However, scientists have long expected that the story should be even worse than this. Predictions suggest that seas should not only rise, but that the rise should accelerate, meaning that the annual rate of rise should itself increase over time. That’s because the great ice sheets, Greenland and Antarctica, should lose more and more mass, and the heat in the ocean should also increase.
The problem, or even mystery, is that scientists haven’t seen an unambiguous acceleration of sea level rise in a data record that’s considered the best for observing the problem — the one that began with the TOPEX/Poseidon satellite, which launched in late 1992 and carried an instrument, called a radar altimeter, that gives a very precise measurement of sea level around the globe. (It has since been succeeded by other satellites providing similar measurements.) [...]

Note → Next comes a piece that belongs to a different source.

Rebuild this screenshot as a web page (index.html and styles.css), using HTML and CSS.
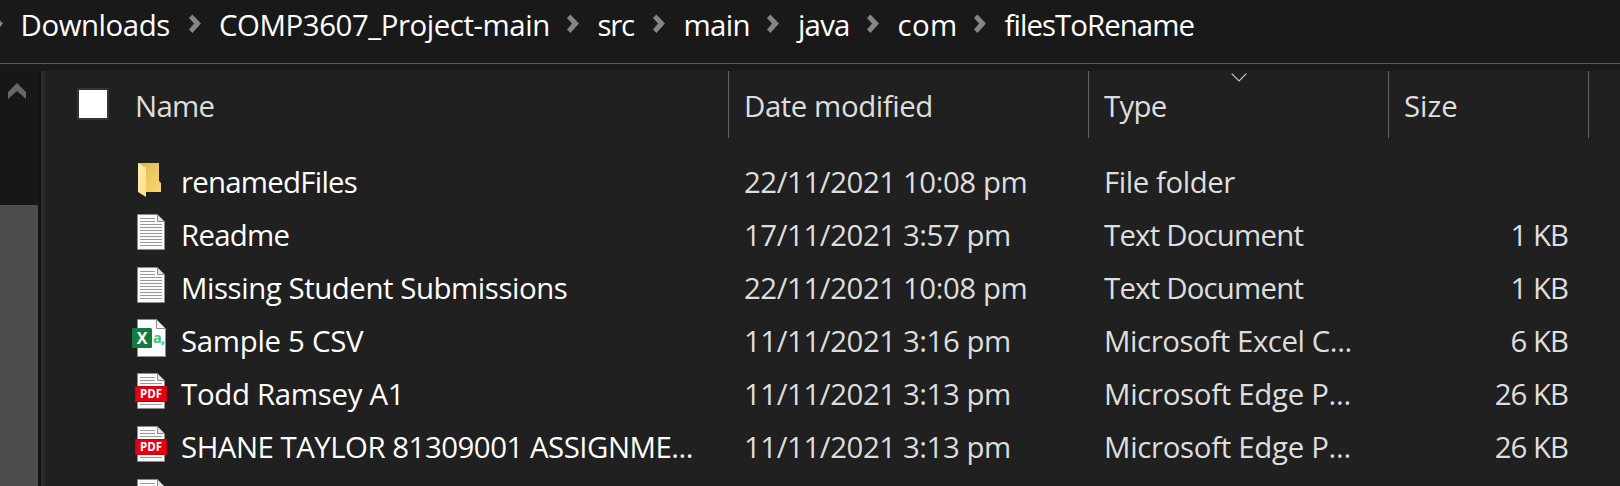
FILE: index.html
```html
<!DOCTYPE html>
<html lang="en">
<head>
<meta charset="utf-8">
<title>filesToRename</title>
<link rel="stylesheet" href="styles.css">
</head>
<body>
<svg class="defs" width="0" height="0">
  <defs>
    <linearGradient id="flap" x1="0" y1="0" x2="1" y2="1">
      <stop offset="0" stop-color="#ffeeb0"/><stop offset="1" stop-color="#fbdd86"/>
    </linearGradient>
    <linearGradient id="back" x1="0" y1="0" x2="1" y2="1">
      <stop offset="0" stop-color="#e3b84f"/><stop offset="1" stop-color="#f8d775"/>
    </linearGradient>
    <symbol id="chev" viewBox="0 0 12 20"><path d="M3.4.6 12 9.6 3.4 19 0 15.6 5 9.6 0 4z" fill="#858585"/></symbol>
    <symbol id="folder" viewBox="0 0 36 36">
      <path d="M6 2h21v18l2 2v9H6z" fill="url(#back)"/>
      <path d="M6 2 14 7v29L6 31z" fill="url(#flap)"/>
    </symbol>
    <symbol id="sheet" viewBox="0 0 36 36">
      <path d="M5.5.5h20l7 7v28h-27z" fill="#fafafa" stroke="#8c8c8c"/>
      <path d="M25.5.5v7h7z" fill="#e4e4e4" stroke="#8c8c8c"/>
    </symbol>
    <symbol id="text" viewBox="0 0 36 36">
      <use href="#sheet"/>
      <path d="M8 4.5h15M8 7.5h15M8 10.5h22M8 13.5h22M8 16.5h22M8 19.5h22M8 22.5h22M8 25.5h22M8 28.5h22M8 31.5h22" stroke="#9b9b9b"/>
    </symbol>
    <symbol id="csv" viewBox="0 0 36 38">
      <path d="M5.5.5h19l9 9v28h-28z" fill="#fdfdfd" stroke="#8c8c8c"/>
      <path d="M24.5.5v9h9z" fill="#f4f4f4" stroke="#8c8c8c"/>
      <rect y="9" width="20" height="20" rx="1.5" fill="#107c41"/>
      <text class="glyph-x" x="10" y="25">X</text>
      <text class="glyph-a" x="21" y="23.5">a,</text>
    </symbol>
    <symbol id="pdf" viewBox="0 0 36 36">
      <use href="#sheet"/>
      <path d="M8 4.5h15M8 7.5h15M8 10.5h22M8 31.5h22" stroke="#9b9b9b"/>
      <rect x="3" y="13" width="32" height="16" fill="#c9000e"/>
      <rect x="4" y="14" width="30" height="14" fill="#e60012"/>
      <text class="glyph-pdf" x="19" y="25">PDF</text>
    </symbol>
  </defs>
</svg>

<nav class="crumbs">
  <svg class="chev"><use href="#chev"/></svg>
  <span class="crumb downloads">Downloads</span><svg class="chev"><use href="#chev"/></svg>
  <span class="crumb project">COMP3607_Project-main</span><svg class="chev"><use href="#chev"/></svg>
  <span class="crumb src">src</span><svg class="chev"><use href="#chev"/></svg>
  <span class="crumb main">main</span><svg class="chev"><use href="#chev"/></svg>
  <span class="crumb java">java</span><svg class="chev"><use href="#chev"/></svg>
  <span class="crumb com">com</span><svg class="chev"><use href="#chev"/></svg>
  <span class="crumb files">filesToRename</span>
</nav>

<div class="body">
  <aside class="scroll">
    <svg class="up" viewBox="0 0 18 16"><path d="M0 9 9 0l9 9v7L9 8l-9 8z" fill="#686868"/></svg>
    <div class="thumb"></div>
  </aside>
  <div class="splitter"></div>
  <main class="pane">
    <header class="head">
      <div class="th name"><span class="check"></span><span class="tight">Name</span></div>
      <div class="th">Date modified</div>
      <div class="th"><span class="tight">Type</span>
        <svg class="sort" viewBox="0 0 16 9"><path d="M.7.7 8 8 15.3.7" fill="none" stroke="#c8c8c8" stroke-width="1.2"/></svg>
      </div>
      <div class="th"><span class="wide">Size</span></div>
    </header>
    <div class="row"><div class="file"><svg class="icon"><use href="#folder"/></svg><span class="tight">renamedFiles</span></div><div>22/11/2021 10:08 pm</div><div>File folder</div><div class="size"></div></div>
    <div class="row"><div class="file"><svg class="icon"><use href="#text"/></svg><span class="tight">Readme</span></div><div>17/11/2021 3:57 pm</div><div class="tighter">Text Document</div><div class="size">1 KB</div></div>
    <div class="row"><div class="file"><svg class="icon"><use href="#text"/></svg><span>Missing Student Submissions</span></div><div>22/11/2021 10:08 pm</div><div class="tighter">Text Document</div><div class="size">1 KB</div></div>
    <div class="row"><div class="file"><svg class="icon tall"><use href="#csv"/></svg><span class="loose">Sample 5 CSV</span></div><div>11/11/2021 3:16 pm</div><div>Microsoft Excel C...</div><div class="size">6 KB</div></div>
    <div class="row"><div class="file"><svg class="icon"><use href="#pdf"/></svg><span class="loose">Todd Ramsey A1</span></div><div>11/11/2021 3:13 pm</div><div class="loose">Microsoft Edge P...</div><div class="size">26 KB</div></div>
    <div class="row"><div class="file"><svg class="icon"><use href="#pdf"/></svg><span class="caps">SHANE TAYLOR 81309001 ASSIGNME...</span></div><div>11/11/2021 3:13 pm</div><div class="loose">Microsoft Edge P...</div><div class="size">26 KB</div></div>
    <div class="row"><div class="file"><svg class="icon"><use href="#pdf"/></svg></div></div>
  </main>
</div>
</body>
</html>
```
FILE: styles.css
```css
* { box-sizing: border-box; }
body {
  margin: 0;
  height: 486px;
  overflow: hidden;
  display: flex;
  flex-direction: column;
  background: #191919;
  color: #dedede;
  font: 29.4px "Open Sans", "Noto Sans", sans-serif;
  letter-spacing: -0.43px;
  white-space: nowrap;
}
.defs { position: absolute; }

/* Address bar */
.crumbs {
  display: flex;
  height: 64px;
  flex: none;
  margin-bottom: 7px;
  border-bottom: 1px solid #5c5c5c;
  color: #fff;
  line-height: 51px;
}
.chev { width: 12px; height: 20px; flex: none; margin: 14px 0 0; }
.crumbs > .chev:first-child { margin-left: -9px; }
.crumb { flex: none; margin-left: 17.5px; }
.downloads { width: 168.5px; }
.project { width: 348px; margin-left: 18px; }
.src { width: 55.5px; margin-left: 18.5px; letter-spacing: -1.2px; }
.main { width: 83.5px; margin-left: 18.5px; letter-spacing: -0.67px; }
.java { width: 69px; margin-left: 19px; letter-spacing: -0.8px; }
.com { width: 76.5px; margin-left: 18.5px; letter-spacing: 0.4px; }
.files { margin-left: 18.5px; letter-spacing: -0.95px; }

/* Navigation scrollbar */
.body { display: flex; flex: 1; min-height: 0; }
.scroll { width: 38px; background: #171717; display: flex; flex-direction: column; }
.up { width: 18px; height: 16px; margin: 12px 0 106px 8px; flex: none; }
.thumb { flex: 1; background: #4d4d4d; }
.splitter { width: 7px; background: #2b2b2b; border-left: 3px solid #131313; }

/* File list */
.pane { flex: 1; background: #202020; overflow: hidden; }
.head, .row { display: grid; grid-template-columns: 684px 360px 300px 200px; }
.head { height: 67px; margin-bottom: 15px; line-height: 71px; }
.th { position: relative; height: 67px; border-right: 1px solid #636363; padding-left: 15px; }
.th.name { display: flex; padding-left: 32px; }
.check { width: 32px; height: 32px; margin: 17px 26px 0 0; border: 2px solid #333; background: #fff; }
.sort { position: absolute; left: 142px; top: 2px; width: 16px; height: 9px; }
.row { height: 53px; line-height: 59px; }
.row > div { padding-left: 15px; }
.row > .file { display: flex; padding-left: 87px; color: #fff; }
.icon { width: 36px; height: 36px; margin: 8px 13px 0 0; flex: none; }
.icon.tall { height: 38px; margin-top: 7px; }
.row > .size { text-align: right; padding-right: 21px; letter-spacing: -1px; }
.row .tight, .th .tight { letter-spacing: -0.75px; }
.row .tighter { letter-spacing: -0.8px; }
.row .loose { letter-spacing: -0.3px; }
.row .caps { letter-spacing: -0.49px; }
.th .wide { letter-spacing: 0; }

.glyph-x, .glyph-a, .glyph-pdf { font-weight: 700; letter-spacing: 0; }
.glyph-x { font-size: 16px; fill: #fff; text-anchor: middle; }
.glyph-a { font-size: 14.5px; letter-spacing: -0.8px; fill: #33c481; }
.glyph-pdf { font-size: 11.5px; fill: #fff; text-anchor: middle; }
```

In a new study in the open-access journal Scientific Reports, however, Fasullo and two colleagues say they have now resolved this problem. It turns out, they say, that sea level rise was artificially masked in the satellite record by the fact that one year before the satellite launched, the Earth experienced a major cooling pulse.
The cause? The 1991 eruption of Mount Pinatubo in the Philippines, which filled the planet’s stratosphere with aerosols that reflected sunlight away from the Earth and actually led to a slight sea level fall in ensuing years as the ocean temporarily cooled.